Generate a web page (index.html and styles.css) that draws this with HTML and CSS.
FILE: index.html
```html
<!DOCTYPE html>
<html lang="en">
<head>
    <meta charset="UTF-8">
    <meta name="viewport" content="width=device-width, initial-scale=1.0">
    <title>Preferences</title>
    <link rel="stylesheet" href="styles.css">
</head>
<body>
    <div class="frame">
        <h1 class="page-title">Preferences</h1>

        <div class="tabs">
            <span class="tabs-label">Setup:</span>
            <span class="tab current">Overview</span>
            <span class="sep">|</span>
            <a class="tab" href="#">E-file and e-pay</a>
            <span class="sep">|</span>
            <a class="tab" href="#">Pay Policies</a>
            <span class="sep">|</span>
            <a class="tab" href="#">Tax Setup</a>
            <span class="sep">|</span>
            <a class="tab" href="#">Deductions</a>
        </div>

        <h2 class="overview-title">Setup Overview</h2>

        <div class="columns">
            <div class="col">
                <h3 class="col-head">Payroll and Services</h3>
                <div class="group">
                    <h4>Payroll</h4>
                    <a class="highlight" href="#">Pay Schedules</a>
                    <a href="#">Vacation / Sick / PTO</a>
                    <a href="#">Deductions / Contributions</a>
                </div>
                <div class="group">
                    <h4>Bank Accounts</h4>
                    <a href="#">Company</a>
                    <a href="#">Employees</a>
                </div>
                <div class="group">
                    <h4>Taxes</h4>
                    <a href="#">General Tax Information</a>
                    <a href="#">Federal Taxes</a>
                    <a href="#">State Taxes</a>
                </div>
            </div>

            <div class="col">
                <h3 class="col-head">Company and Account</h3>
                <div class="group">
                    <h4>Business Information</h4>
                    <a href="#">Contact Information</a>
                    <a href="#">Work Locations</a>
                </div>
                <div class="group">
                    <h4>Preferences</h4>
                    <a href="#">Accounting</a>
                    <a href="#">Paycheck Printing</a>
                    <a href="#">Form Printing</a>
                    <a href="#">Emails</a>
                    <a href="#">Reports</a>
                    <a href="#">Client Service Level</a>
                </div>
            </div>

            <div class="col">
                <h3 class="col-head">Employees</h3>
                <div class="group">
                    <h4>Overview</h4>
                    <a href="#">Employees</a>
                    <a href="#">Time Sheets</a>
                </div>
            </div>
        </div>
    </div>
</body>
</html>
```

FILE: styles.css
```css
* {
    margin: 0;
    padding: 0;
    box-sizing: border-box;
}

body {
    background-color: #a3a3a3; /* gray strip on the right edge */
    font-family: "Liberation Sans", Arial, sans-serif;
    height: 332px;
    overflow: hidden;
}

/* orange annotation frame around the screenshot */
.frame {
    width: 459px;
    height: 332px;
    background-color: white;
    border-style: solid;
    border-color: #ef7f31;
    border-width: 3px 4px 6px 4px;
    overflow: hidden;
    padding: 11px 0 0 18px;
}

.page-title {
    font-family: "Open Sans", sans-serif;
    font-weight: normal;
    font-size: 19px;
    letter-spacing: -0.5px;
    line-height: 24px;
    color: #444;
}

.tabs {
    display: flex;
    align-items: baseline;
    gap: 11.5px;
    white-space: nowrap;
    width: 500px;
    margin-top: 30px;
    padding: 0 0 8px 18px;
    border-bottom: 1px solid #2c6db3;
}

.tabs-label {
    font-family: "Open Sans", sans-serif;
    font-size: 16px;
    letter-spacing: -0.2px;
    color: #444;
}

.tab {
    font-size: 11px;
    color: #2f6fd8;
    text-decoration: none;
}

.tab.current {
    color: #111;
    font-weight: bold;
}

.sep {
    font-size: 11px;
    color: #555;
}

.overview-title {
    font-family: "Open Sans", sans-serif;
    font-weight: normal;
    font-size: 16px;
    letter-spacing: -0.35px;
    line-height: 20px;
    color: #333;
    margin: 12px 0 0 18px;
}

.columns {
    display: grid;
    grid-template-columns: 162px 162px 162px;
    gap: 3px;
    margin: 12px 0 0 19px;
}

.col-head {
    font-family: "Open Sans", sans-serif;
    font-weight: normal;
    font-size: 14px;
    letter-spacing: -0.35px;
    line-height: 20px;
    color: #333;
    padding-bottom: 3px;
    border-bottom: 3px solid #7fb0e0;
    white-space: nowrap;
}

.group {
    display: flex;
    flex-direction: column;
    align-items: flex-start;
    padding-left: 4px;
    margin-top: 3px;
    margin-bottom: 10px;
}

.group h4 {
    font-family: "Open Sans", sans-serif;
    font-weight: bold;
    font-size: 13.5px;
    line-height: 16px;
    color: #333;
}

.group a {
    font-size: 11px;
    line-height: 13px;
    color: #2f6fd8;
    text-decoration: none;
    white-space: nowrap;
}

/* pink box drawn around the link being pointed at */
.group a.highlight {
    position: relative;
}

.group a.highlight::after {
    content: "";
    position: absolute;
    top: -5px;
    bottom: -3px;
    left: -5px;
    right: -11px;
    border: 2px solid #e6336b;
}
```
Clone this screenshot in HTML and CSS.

◆ **Work to complete**
Each line of the material must be restated exactly.

◆ **Output of the exercise**
Generate a web page (index.html and styles.css) that draws this with HTML and CSS.
FILE: index.html
```html
<!DOCTYPE html>
<html lang="en">
<head>
    <meta charset="UTF-8">
    <meta name="viewport" content="width=device-width, initial-scale=1.0">
    <title>Preferences</title>
    <link rel="stylesheet" href="styles.css">
</head>
<body>
    <div class="frame">
        <h1 class="page-title">Preferences</h1>

        <div class="tabs">
            <span class="tabs-label">Setup:</span>
            <span class="tab current">Overview</span>
            <span class="sep">|</span>
            <a class="tab" href="#">E-file and e-pay</a>
            <span class="sep">|</span>
            <a class="tab" href="#">Pay Policies</a>
            <span class="sep">|</span>
            <a class="tab" href="#">Tax Setup</a>
            <span class="sep">|</span>
            <a class="tab" href="#">Deductions</a>
        </div>

        <h2 class="overview-title">Setup Overview</h2>

        <div class="columns">
            <div class="col">
                <h3 class="col-head">Payroll and Services</h3>
                <div class="group">
                    <h4>Payroll</h4>
                    <a class="highlight" href="#">Pay Schedules</a>
                    <a href="#">Vacation / Sick / PTO</a>
                    <a href="#">Deductions / Contributions</a>
                </div>
                <div class="group">
                    <h4>Bank Accounts</h4>
                    <a href="#">Company</a>
                    <a href="#">Employees</a>
                </div>
                <div class="group">
                    <h4>Taxes</h4>
                    <a href="#">General Tax Information</a>
                    <a href="#">Federal Taxes</a>
                    <a href="#">State Taxes</a>
                </div>
            </div>

            <div class="col">
                <h3 class="col-head">Company and Account</h3>
                <div class="group">
                    <h4>Business Information</h4>
                    <a href="#">Contact Information</a>
                    <a href="#">Work Locations</a>
                </div>
                <div class="group">
                    <h4>Preferences</h4>
                    <a href="#">Accounting</a>
                    <a href="#">Paycheck Printing</a>
                    <a href="#">Form Printing</a>
                    <a href="#">Emails</a>
                    <a href="#">Reports</a>
                    <a href="#">Client Service Level</a>
                </div>
            </div>

            <div class="col">
                <h3 class="col-head">Employees</h3>
                <div class="group">
                    <h4>Overview</h4>
                    <a href="#">Employees</a>
                    <a href="#">Time Sheets</a>
                </div>
            </div>
        </div>
    </div>
</body>
</html>
```

FILE: styles.css
```css
* {
    margin: 0;
    padding: 0;
    box-sizing: border-box;
}

body {
    background-color: #a3a3a3; /* gray strip on the right edge */
    font-family: "Liberation Sans", Arial, sans-serif;
    height: 332px;
    overflow: hidden;
}

/* orange annotation frame around the screenshot */
.frame {
    width: 459px;
    height: 332px;
    background-color: white;
    border-style: solid;
    border-color: #ef7f31;
    border-width: 3px 4px 6px 4px;
    overflow: hidden;
    padding: 11px 0 0 18px;
}

.page-title {
    font-family: "Open Sans", sans-serif;
    font-weight: normal;
    font-size: 19px;
    letter-spacing: -0.5px;
    line-height: 24px;
    color: #444;
}

.tabs {
    display: flex;
    align-items: baseline;
    gap: 11.5px;
    white-space: nowrap;
    width: 500px;
    margin-top: 30px;
    padding: 0 0 8px 18px;
    border-bottom: 1px solid #2c6db3;
}

.tabs-label {
    font-family: "Open Sans", sans-serif;
    font-size: 16px;
    letter-spacing: -0.2px;
    color: #444;
}

.tab {
    font-size: 11px;
    color: #2f6fd8;
    text-decoration: none;
}

.tab.current {
    color: #111;
    font-weight: bold;
}

.sep {
    font-size: 11px;
    color: #555;
}

.overview-title {
    font-family: "Open Sans", sans-serif;
    font-weight: normal;
    font-size: 16px;
    letter-spacing: -0.35px;
    line-height: 20px;
    color: #333;
    margin: 12px 0 0 18px;
}

.columns {
    display: grid;
    grid-template-columns: 162px 162px 162px;
    gap: 3px;
    margin: 12px 0 0 19px;
}

.col-head {
    font-family: "Open Sans", sans-serif;
    font-weight: normal;
    font-size: 14px;
    letter-spacing: -0.35px;
    line-height: 20px;
    color: #333;
    padding-bottom: 3px;
    border-bottom: 3px solid #7fb0e0;
    white-space: nowrap;
}

.group {
    display: flex;
    flex-direction: column;
    align-items: flex-start;
    padding-left: 4px;
    margin-top: 3px;
    margin-bottom: 10px;
}

.group h4 {
    font-family: "Open Sans", sans-serif;
    font-weight: bold;
    font-size: 13.5px;
    line-height: 16px;
    color: #333;
}

.group a {
    font-size: 11px;
    line-height: 13px;
    color: #2f6fd8;
    text-decoration: none;
    white-space: nowrap;
}

/* pink box drawn around the link being pointed at */
.group a.highlight {
    position: relative;
}

.group a.highlight::after {
    content: "";
    position: absolute;
    top: -5px;
    bottom: -3px;
    left: -5px;
    right: -11px;
    border: 2px solid #e6336b;
}
```
Clone this screenshot in HTML and CSS.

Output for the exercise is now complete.